“Lies
dress the best. Leave them to dry there—words—
On
the verge of meaning, or purge in the open desert:
Shaken
by the silent wind, shattered by the speechless sand.”
The
best lies dress the best, we might
add. A gifted liar dresses his fabrications in fine fabrics, not in chintz, but
not in too fine a finery either, so as to raise suspicions. The best lies dress
down. They’re drab, dressed to discourage the second look. Though suspicious of
language, Enright remains abjectly in love with it, as every writer ought to
be. In “Johnson without Boswell,” in a collection of reviews from the Times Literary Supplement titled Poets and
Poetry (Clarendon Press, 1911), John Bailey writes: “The signal merit of
Johnson’s writings is that he always means what he says and always says what he
means. He may always have talked for victory; but, except, perhaps in the
political pamphlets, he always wrote for truth.” The congruence of saying and
meaning ought to be self-evident, but we’re daily fed words intended for
satiety not sustenance. In contrast, consider The Rambler #54, in which Johnson assumes the voice of Athanatus,
whose friend has died. “The friend whom I have lost,” he writes, “was a man
eminent for genius, and, like others of the same class, sufficiently pleased
with acceptance and applause. Being caressed by those who have preferments and
riches in their disposal, he considered himself as in the direct road of
advancement, and had caught the flame of ambition by approaches to its object.”
Johnson
describes the fate that awaits some of the best among us; not merely premature
death, but the scuttling of unrealized dreams and the befuddlement felt by survivors:
“But
in the midst of his hopes, his projects, and his gaieties he was seized by a
lingering disease, which, from its first stage, he knew to be incurable.
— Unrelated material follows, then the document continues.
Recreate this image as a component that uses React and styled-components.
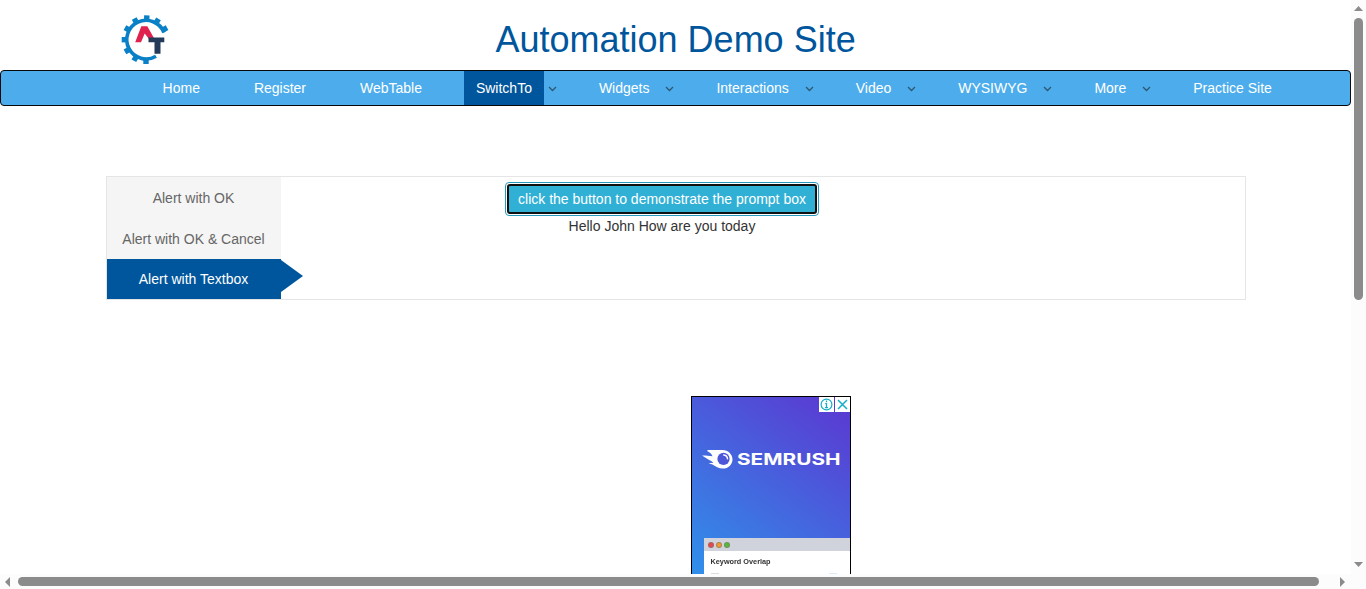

Here
was an end of all his visions of greatness and happiness; from the first hour
that his health declined, all his former pleasures grew tasteless. His friends
expected to please him by those accounts of the growth of his reputation, which
were formerly certain of being well received; but they soon found how little he
was now affected by compliments, and how vainly they attempted, by flattery, to
exhilarate the languor of weakness, and relieve the solicitude of approaching
death.”
When
he edited The Oxford Book of Death
(1983), Enright quoted Johnson more than any writer except Shakespeare.